On mobile phones and tablets what you get is an integrated audio chip, basically a DAC chip has the headphone driver chip built in, so if it was 1990 that would be like if Philips put the TDA1541 DAC and TDA1308 into the same die the same way AMD thought, "but what if we get an Athlon II CPU and an HD6600 in the same die?" The difference is that the TDA1308 is a high power chip for home amplifiers, while the phone needs to save battery life, so the latter outputs somewhere around 5mW to 15mW at 32ohms. Still similar limitations like no high current power supply with large caps on the audio chip while the APU has to share the RAM between the CPU and GPU cores.

Basically "Quad DAC" is a term dreamed up more by the marketing department because "multi-drive amp stage on audio chips" can't fit into a logo. Basically, it's like the process for simplifying something down to a meme. Just look at the box on electronics devices.


...but what about mid-range headphones. Would you get better audio quality from the G5/Mate 8 than the V30 and such?

Obviously, it would be better to get high quality headphones with a phone that can power it (V30) and of course, mid-range headphones that don't require lots of power would be bottlenecked by it's audio quality.

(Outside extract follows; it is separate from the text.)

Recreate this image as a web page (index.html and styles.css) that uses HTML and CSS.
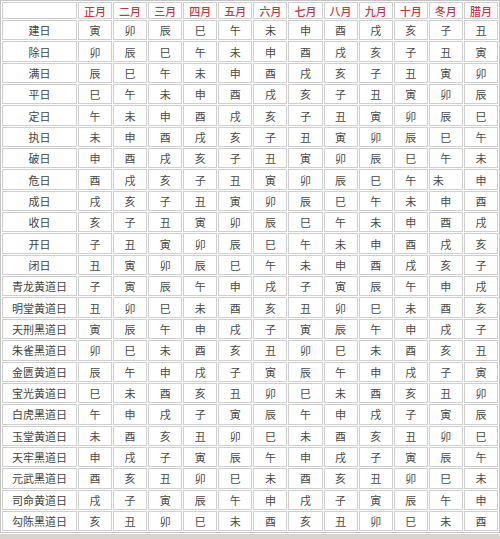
FILE: index.html
```html
<!DOCTYPE html>
<html lang="zh">
<head>
<meta charset="utf-8">
<title>建除十二神 黄道黑道</title>
<link rel="stylesheet" href="styles.css">
</head>
<body>
<table class="cal">
<thead>
<tr><th class="lbl"></th><th>正月</th><th>二月</th><th>三月</th><th>四月</th><th>五月</th><th>六月</th><th>七月</th><th>八月</th><th>九月</th><th>十月</th><th>冬月</th><th>腊月</th></tr>
</thead>
<tbody>
<tr><td class="lbl">建日</td><td>寅</td><td>卯</td><td>辰</td><td>巳</td><td>午</td><td>未</td><td>申</td><td>酉</td><td>戌</td><td>亥</td><td>子</td><td>丑</td></tr>
<tr><td class="lbl">除日</td><td>卯</td><td>辰</td><td>巳</td><td>午</td><td>未</td><td>申</td><td>酉</td><td>戌</td><td>亥</td><td>子</td><td>丑</td><td>寅</td></tr>
<tr><td class="lbl">满日</td><td>辰</td><td>巳</td><td>午</td><td>未</td><td>申</td><td>酉</td><td>戌</td><td>亥</td><td>子</td><td>丑</td><td>寅</td><td>卯</td></tr>
<tr><td class="lbl">平日</td><td>巳</td><td>午</td><td>未</td><td>申</td><td>酉</td><td>戌</td><td>亥</td><td>子</td><td>丑</td><td>寅</td><td>卯</td><td>辰</td></tr>
<tr><td class="lbl">定日</td><td>午</td><td>未</td><td>申</td><td>酉</td><td>戌</td><td>亥</td><td>子</td><td>丑</td><td>寅</td><td>卯</td><td>辰</td><td>巳</td></tr>
<tr><td class="lbl">执日</td><td>未</td><td>申</td><td>酉</td><td>戌</td><td>亥</td><td>子</td><td>丑</td><td>寅</td><td>卯</td><td>辰</td><td>巳</td><td>午</td></tr>
<tr><td class="lbl">破日</td><td>申</td><td>酉</td><td>戌</td><td>亥</td><td>子</td><td>丑</td><td>寅</td><td>卯</td><td>辰</td><td>巳</td><td>午</td><td>未</td></tr>
<tr><td class="lbl">危日</td><td>酉</td><td>戌</td><td>亥</td><td>子</td><td>丑</td><td>寅</td><td>卯</td><td>辰</td><td>巳</td><td>午</td><td class="left">未</td><td>申</td></tr>
<tr><td class="lbl">成日</td><td>戌</td><td>亥</td><td>子</td><td>丑</td><td>寅</td><td>卯</td><td>辰</td><td>巳</td><td>午</td><td>未</td><td>申</td><td>酉</td></tr>
<tr><td class="lbl">收日</td><td>亥</td><td>子</td><td>丑</td><td>寅</td><td>卯</td><td>辰</td><td>巳</td><td>午</td><td>未</td><td>申</td><td>酉</td><td>戌</td></tr>
<tr><td class="lbl">开日</td><td>子</td><td>丑</td><td>寅</td><td>卯</td><td>辰</td><td>巳</td><td>午</td><td>未</td><td>申</td><td>酉</td><td>戌</td><td>亥</td></tr>
<tr><td class="lbl">闭日</td><td>丑</td><td>寅</td><td>卯</td><td>辰</td><td>巳</td><td>午</td><td>未</td><td>申</td><td>酉</td><td>戌</td><td>亥</td><td>子</td></tr>
<tr><td class="lbl">青龙黄道日</td><td>子</td><td>寅</td><td>辰</td><td>午</td><td>申</td><td>戌</td><td>子</td><td>寅</td><td>辰</td><td>午</td><td>申</td><td>戌</td></tr>
<tr><td class="lbl">明堂黄道日</td><td>丑</td><td>卯</td><td>巳</td><td>未</td><td>酉</td><td>亥</td><td>丑</td><td>卯</td><td>巳</td><td>未</td><td>酉</td><td>亥</td></tr>
<tr><td class="lbl">天刑黑道日</td><td>寅</td><td>辰</td><td>午</td><td>申</td><td>戌</td><td>子</td><td>寅</td><td>辰</td><td>午</td><td>申</td><td>戌</td><td>子</td></tr>
<tr><td class="lbl">朱雀黑道日</td><td>卯</td><td>巳</td><td>未</td><td>酉</td><td>亥</td><td>丑</td><td>卯</td><td>巳</td><td>未</td><td>酉</td><td>亥</td><td>丑</td></tr>
<tr><td class="lbl">金匮黄道日</td><td>辰</td><td>午</td><td>申</td><td>戌</td><td>子</td><td>寅</td><td>辰</td><td>午</td><td>申</td><td>戌</td><td>子</td><td>寅</td></tr>
<tr><td class="lbl">宝光黄道日</td><td>巳</td><td>未</td><td>酉</td><td>亥</td><td>丑</td><td>卯</td><td>巳</td><td>未</td><td>酉</td><td>亥</td><td>丑</td><td>卯</td></tr>
<tr><td class="lbl">白虎黑道日</td><td>午</td><td>申</td><td>戌</td><td>子</td><td>寅</td><td>辰</td><td>午</td><td>申</td><td>戌</td><td>子</td><td>寅</td><td>辰</td></tr>
<tr><td class="lbl">玉堂黄道日</td><td>未</td><td>酉</td><td>亥</td><td>丑</td><td>卯</td><td>巳</td><td>未</td><td>酉</td><td>亥</td><td>丑</td><td>卯</td><td>巳</td></tr>
<tr><td class="lbl">天牢黑道日</td><td>申</td><td>戌</td><td>子</td><td>寅</td><td>辰</td><td>午</td><td>申</td><td>戌</td><td>子</td><td>寅</td><td>辰</td><td>午</td></tr>
<tr><td class="lbl">元武黑道日</td><td>酉</td><td>亥</td><td>丑</td><td>卯</td><td>巳</td><td>未</td><td>酉</td><td>亥</td><td>丑</td><td>卯</td><td>巳</td><td>未</td></tr>
<tr><td class="lbl">司命黄道日</td><td>戌</td><td>子</td><td>寅</td><td>辰</td><td>午</td><td>申</td><td>戌</td><td>子</td><td>寅</td><td>辰</td><td>午</td><td>申</td></tr>
<tr><td class="lbl">勾陈黑道日</td><td>亥</td><td>丑</td><td>卯</td><td>巳</td><td>未</td><td>酉</td><td>亥</td><td>丑</td><td>卯</td><td>巳</td><td>未</td><td>酉</td></tr>
</tbody>
</table>
<div class="foot"></div>
</body>
</html>
```
FILE: styles.css
```css
html, body {
  margin: 0;
  padding: 0;
  background: #ffffff;
}

body {
  font-family: "Noto Sans CJK SC", "Noto Sans", sans-serif;
  font-size: 11px;
  color: #4a4a4a;
}

.cal {
  width: 500px;
  table-layout: fixed;
  border-collapse: separate;
  border-spacing: 1px;
  border: 1px solid #c4c4c4;
}

.cal th,
.cal td {
  padding: 0;
  border: 1px solid #cfcfcf;
  text-align: center;
  vertical-align: middle;
  line-height: 14px;
  overflow: hidden;
  white-space: nowrap;
}

.cal th {
  height: 15px;
  color: #cc3340;
  font-weight: 500;
  font-size: 11px;
}

.cal td {
  height: 18.35px;
}

.cal .lbl {
  width: 73px;
  color: #444;
}

.cal td.left {
  text-align: left;
  padding-left: 3px;
}

.foot {
  margin-top: 1px;
  height: 8px;
  background: #d8d5cf;
}
```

That depends primarily on the sensitivity and then impedance than the price bracket they're on. Problem with the Quad DAC is that it activates at a certain impedance rather than take driver sensitivity into account, so while a low impedance headphone theoretically would be at the meat of the powerband of any amp circuit that is not an output transformerless tube amplifier, you'll either not be using all the power of the Quad DAC or you're using it on a headphone that really needs more voltage than what you can get out of a device running a CPU and screen on top of the audio chip off a 7v battery. So basically it will drive an HD600 better than a Note8 can, but it's still not as good as with a good desktop amplifier. And since an open back high impedance headphone isn't actually realistic for walking around in, chances are you'll never really use the Quad DAC feature.

In other words - I'd still much rather use a 100dB/1mW or higher sensitivity IEM or, at worst, a closed back headphone, even if it's not for the LG Vx0 phones.


But let's say, I only have headphones that don't require an amp to reach it's audio threshold... WOULD the G5/Mate 8 really be better at audio? Perhaps newer phones have too much tech packed in that interferes with the audio hardware?

Maybe slightly better imaging given the lower crosstalk.

Personally just choose a phone based on your other needs and what you can afford, just staying the hell away from phones that have horrible measurements on the 3.5mm output.